Mitigating Memorization in Text-to-Image Diffusion via Region-Aware Prompt Augmentation and Multimodal Copy Detection¶
Conference: CVPR 2026 arXiv: 2603.13070 Code: None Area: Object Detection Keywords: Diffusion model memorization, prompt augmentation, copy detection, multimodal fusion, copyright protection
TL;DR¶
This paper proposes RAPTA (training-time region-aware prompt augmentation) to mitigate memorization in diffusion models, and ADMCD (attention-driven multimodal copy detection) to detect whether generated images copy training data. The two modules are complementary, forming an end-to-end framework for memorization mitigation and detection.
Background & Motivation¶
Text-to-image diffusion models (e.g., Stable Diffusion) may memorize and replicate training images, posing copyright and privacy risks. Limitations of prior work:
Inference-time prompt perturbation (e.g., random token insertion, BLIP paraphrasing, CLIP embedding noise): reduces copy rate but degrades prompt–image alignment and generation quality, and does not address training-time memorization.
Single-view detection metrics (SSIM, SSCD, CLIP cosine): provide only coarse-grained signals, are not robust to partial or style copying, and rely on manual judgment.
Lack of large-scale annotated copy-pair datasets.
The paper's core observation is that memorization arises from large model capacity, strong text–image alignment, and over-reliance on fixed caption–image pairings during training. Therefore, diversifying prompts at training time can break fixed pairing relationships.
Method¶
Overall Architecture¶
Two complementary modules: - RAPTA (training-time): uses an object detector to generate region-aware prompt variants, randomly sampling one variant as the training condition. - ADMCD (inference-time): fuses patch-level, global semantic, and texture features for copy detection and type classification.
Key Designs¶
-
RAPTA (Region-Aware Prompt Augmentation):
- Runs a pretrained detector (Faster R-CNN) on training image \(I\) to obtain high-confidence regions \((b_i, c_i, S_i)\).

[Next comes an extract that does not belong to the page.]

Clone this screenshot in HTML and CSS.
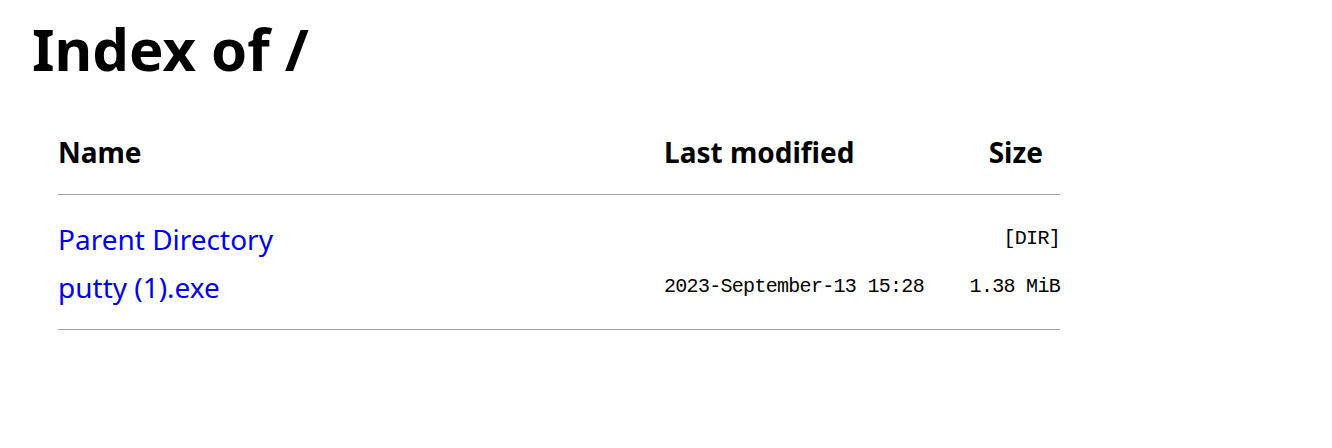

- Discretizes bounding box centers into a \(3 \times 3\) grid \(\mathcal{G}\) to obtain position tokens (e.g., top-left, center).
- Instantiates region-aware variants via a small template set \(\{T_j\}_{j=1}^{J}\), e.g., "\(p\), with a \(\langle c \rangle\) in the \(\langle \text{pos} \rangle\)".
- Computes CLIP consistency score \(S_v = \cos(f_I, f_v)\), applies temperature weighting \(w_v = S_v^\gamma\), and normalizes to a sampling distribution \(\pi(v)\).
- At each iteration, samples one variant \(\tilde{p} \sim \pi(\cdot)\) to condition the denoiser; the loss remains unchanged: \(\mathcal{L}_{\mathrm{diff}} = \mathbb{E}[\|\epsilon - \epsilon_\theta(x_t, t, e)\|_2^2]\).
- Core advantage: semantically grounded diversity (based on detected regions) without introducing semantic drift.
-
ADMCD (Attention-Driven Multimodal Copy Detection):
- Three-stream feature extraction: ViT patch-level visual descriptor \(\mathbf{f}^{\mathrm{vis}}\), CLIP global semantic descriptor \(\mathbf{f}^{\mathrm{clip}}\), CNN texture descriptor \(\mathbf{f}^{\mathrm{tex}}\).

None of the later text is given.